Pubblicato il 25 Febbraio 2017 | di Redazione
0Religiosità popolare, tradizioni e folklore
Un appuntamento che non può mancare, una ricorrenza che, nonostante i cambiamenti socio-culturali e religiosi del nostro tempo, non passa inosservata. Stiamo parlando della solennità liturgica di San Giuseppe, quest’anno il 20 marzo. Già dai primi giorni del mese primaverile si intensificano in diverse località della provincia iblea i preparativi per la festa in onore al santo patriarca.
Ogni località della provincia di Ragusa ha il suo San Giuseppe: una chiesa o semplicemente una festa; ma nessun Comune si reputa “orfano” del santo patriarca, perfino le frazioni iblee della campagna e del litorale non trascurano di onorarlo al meglio. E’ così che prendono al via i tridui, i settenari, gli ottavari e le novene in preparazione alla solennità liturgica di marzo. Giorni di preghiera e devozione, ricordando le amarezze e le allegrezze della vita dello Sposo di Maria. Si recitano e si cantano le famose “coroncine”, un intreccio di bellezza poetica, di devota preghiera, di melodioso canto con le quali i devoti onorano il santo artigiano da oltre un secolo, radunandosi davanti a una sua immagine in chiesa, o a un’edicola votiva in strada, o davanti a una “tavolata” commemorativa a casa. Sì, perché caratteristica principale dei festeggiamenti di san Giuseppe sono proprio le “tavolate” allestite in suo onore, dette anche “artari” o “cene”; frutto di una plurisecolare venerazione al santo con le quali la comunità cristiana ha voluto associare il culto alla carità per i poveri, proprio nel ricordo di colui che è invocato come il “Padre della Provvidenza”.
Non mancano altre usanze di sano folklore ma ricche di significati biblici, teologici e antropologici. In tanti a riversarsi in piazza o nelle strade per accendere la tradizionale “vampanigghia” (o “pagghiaru”) o per assistere alla secolare tradizione della “cavalcata” e ricordare così la migrazione della Santa Famiglia in Egitto.
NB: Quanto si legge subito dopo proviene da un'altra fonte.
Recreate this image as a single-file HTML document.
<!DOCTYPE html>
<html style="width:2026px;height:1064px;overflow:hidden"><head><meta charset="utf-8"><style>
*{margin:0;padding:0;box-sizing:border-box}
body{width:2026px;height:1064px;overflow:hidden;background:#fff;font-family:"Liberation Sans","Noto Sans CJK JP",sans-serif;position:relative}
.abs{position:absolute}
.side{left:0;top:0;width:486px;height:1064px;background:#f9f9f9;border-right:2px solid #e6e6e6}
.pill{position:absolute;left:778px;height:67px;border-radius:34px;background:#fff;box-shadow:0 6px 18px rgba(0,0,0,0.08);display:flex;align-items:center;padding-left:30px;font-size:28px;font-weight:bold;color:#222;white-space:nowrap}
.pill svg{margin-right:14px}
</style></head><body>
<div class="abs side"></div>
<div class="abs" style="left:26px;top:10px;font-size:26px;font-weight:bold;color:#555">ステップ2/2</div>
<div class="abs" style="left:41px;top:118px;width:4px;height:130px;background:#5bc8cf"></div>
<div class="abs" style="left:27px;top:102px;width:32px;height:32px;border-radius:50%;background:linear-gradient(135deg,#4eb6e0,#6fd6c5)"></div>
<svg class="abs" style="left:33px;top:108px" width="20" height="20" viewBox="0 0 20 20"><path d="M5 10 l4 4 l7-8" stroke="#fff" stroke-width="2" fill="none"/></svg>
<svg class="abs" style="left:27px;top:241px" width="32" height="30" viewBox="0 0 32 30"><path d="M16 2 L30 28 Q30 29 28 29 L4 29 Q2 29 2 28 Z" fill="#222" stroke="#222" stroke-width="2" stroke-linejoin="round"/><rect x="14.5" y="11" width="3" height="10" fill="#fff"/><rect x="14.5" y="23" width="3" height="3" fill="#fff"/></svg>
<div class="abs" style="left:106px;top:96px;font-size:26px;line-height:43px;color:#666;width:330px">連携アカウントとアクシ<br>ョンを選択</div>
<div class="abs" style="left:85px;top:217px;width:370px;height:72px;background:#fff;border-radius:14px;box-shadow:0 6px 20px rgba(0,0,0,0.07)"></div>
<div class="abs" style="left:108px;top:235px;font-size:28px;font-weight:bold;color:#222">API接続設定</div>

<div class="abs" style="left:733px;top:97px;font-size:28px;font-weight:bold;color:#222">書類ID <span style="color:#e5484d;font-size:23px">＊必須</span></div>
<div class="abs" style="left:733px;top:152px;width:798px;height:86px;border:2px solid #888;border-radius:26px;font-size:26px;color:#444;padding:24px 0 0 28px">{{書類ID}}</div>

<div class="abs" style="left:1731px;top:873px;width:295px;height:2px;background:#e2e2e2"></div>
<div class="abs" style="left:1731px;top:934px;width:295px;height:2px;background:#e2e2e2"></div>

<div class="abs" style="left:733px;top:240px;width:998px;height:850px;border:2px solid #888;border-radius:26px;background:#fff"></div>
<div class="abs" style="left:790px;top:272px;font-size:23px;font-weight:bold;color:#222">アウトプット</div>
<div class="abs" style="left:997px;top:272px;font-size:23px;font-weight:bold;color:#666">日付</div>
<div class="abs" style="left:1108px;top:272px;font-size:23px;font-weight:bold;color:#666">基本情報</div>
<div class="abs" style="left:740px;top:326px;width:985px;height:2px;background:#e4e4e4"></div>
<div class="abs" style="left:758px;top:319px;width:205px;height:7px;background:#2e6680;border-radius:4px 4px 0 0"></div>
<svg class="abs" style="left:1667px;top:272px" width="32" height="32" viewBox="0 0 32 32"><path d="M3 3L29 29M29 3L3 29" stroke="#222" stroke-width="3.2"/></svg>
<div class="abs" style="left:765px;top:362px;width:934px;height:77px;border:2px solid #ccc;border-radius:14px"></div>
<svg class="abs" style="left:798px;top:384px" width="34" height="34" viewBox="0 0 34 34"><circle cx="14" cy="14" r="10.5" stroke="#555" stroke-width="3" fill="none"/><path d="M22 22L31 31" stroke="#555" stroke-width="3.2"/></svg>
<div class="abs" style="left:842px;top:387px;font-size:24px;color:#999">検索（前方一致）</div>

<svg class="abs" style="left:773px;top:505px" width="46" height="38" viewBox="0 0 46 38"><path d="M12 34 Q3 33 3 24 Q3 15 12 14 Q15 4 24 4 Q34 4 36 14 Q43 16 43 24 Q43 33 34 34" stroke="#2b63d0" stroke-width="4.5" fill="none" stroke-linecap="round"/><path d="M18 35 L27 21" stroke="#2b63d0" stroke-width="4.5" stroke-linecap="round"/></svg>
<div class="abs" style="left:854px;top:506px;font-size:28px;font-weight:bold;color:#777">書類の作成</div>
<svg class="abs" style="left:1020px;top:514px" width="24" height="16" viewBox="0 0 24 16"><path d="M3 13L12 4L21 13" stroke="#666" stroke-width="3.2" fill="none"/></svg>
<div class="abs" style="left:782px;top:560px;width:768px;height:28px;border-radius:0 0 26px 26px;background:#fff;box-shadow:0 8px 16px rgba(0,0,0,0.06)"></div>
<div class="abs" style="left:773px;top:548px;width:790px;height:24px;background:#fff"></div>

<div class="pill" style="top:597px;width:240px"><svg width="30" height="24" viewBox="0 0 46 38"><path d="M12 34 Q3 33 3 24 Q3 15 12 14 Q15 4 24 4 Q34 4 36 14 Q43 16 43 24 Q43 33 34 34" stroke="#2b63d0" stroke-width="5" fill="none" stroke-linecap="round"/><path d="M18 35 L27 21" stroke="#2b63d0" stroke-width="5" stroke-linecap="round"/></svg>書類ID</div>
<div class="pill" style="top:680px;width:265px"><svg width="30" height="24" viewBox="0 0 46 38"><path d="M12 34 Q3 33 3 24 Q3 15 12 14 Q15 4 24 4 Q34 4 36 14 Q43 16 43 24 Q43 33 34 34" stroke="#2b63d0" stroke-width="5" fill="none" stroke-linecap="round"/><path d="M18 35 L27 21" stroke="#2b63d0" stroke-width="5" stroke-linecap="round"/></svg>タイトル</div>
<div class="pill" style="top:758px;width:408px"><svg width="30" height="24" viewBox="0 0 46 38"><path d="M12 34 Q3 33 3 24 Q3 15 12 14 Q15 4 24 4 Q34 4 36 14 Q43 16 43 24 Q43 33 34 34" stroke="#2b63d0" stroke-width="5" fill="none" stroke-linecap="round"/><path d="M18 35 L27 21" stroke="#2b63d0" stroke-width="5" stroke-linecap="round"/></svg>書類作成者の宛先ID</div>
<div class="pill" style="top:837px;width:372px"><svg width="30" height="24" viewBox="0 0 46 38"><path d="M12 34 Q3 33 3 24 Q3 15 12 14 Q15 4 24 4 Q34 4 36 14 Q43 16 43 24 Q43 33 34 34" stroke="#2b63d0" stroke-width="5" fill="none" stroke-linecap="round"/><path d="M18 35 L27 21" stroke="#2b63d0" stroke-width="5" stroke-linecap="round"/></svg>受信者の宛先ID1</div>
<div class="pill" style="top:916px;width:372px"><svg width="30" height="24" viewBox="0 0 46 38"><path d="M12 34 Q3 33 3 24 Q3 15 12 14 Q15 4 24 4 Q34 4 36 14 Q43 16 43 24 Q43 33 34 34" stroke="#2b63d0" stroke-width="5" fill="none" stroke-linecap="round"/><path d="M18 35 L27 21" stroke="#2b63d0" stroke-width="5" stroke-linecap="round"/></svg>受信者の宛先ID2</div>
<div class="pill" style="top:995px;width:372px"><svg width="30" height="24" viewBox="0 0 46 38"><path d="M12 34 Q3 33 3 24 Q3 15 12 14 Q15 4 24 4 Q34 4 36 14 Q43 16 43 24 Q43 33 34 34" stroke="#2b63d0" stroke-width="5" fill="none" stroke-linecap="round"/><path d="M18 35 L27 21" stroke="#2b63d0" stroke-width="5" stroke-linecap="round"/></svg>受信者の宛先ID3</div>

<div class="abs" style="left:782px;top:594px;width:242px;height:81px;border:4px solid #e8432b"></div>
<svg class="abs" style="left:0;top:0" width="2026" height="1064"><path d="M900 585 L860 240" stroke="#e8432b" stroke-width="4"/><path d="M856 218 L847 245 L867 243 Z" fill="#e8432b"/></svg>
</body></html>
Oggi tematica più che mai attuale e scottante!
Momento clou dei festeggiamenti sono le processioni dei figuranti della santa Famiglia, detti anche “santi” o “virginieddi”, per poi completarsi con le solenni processioni con i venerati simulacri che, quasi a mo’ di gara, uno più bello dell’altro, non fanno altro che rappresentarci e immortalarci i tratti teneri, di bontà e di affabilità del Padre terreno di Gesù.
Sono tantissimi quindi gli elementi della tradizione cristiana e della cultura contadina iblea che caratterizzano la festa di san Giuseppe nel territorio ragusano; vale la pena di conoscerli accuratamente, di valorizzarli sempre più e di non perderli nel tempo. Il culto a san Giuseppe negli iblei, come in tutta la Sicilia, è frutto di una genuina religiosità popolare, il più delle volte molto commovente, che riesce ancora a mantener in vita ben 16 feste nelle 19 località che venerano il santo Carpentiere.
Acate, Chiaramonte Gulfi, Comiso, Donnalucata, Friggintini, Giarratana, Ispica, Marina di Ragusa, Modica, Monterosso Almo, Pedalino, Pozzallo, Ragusa, San Giacomo Bellocozzo, Santa Croce Camerina, Scicli, Scoglitti, Vittoria, Zappulla; ognuno, con orgoglio, ha il suo bel “San Giuseppe”!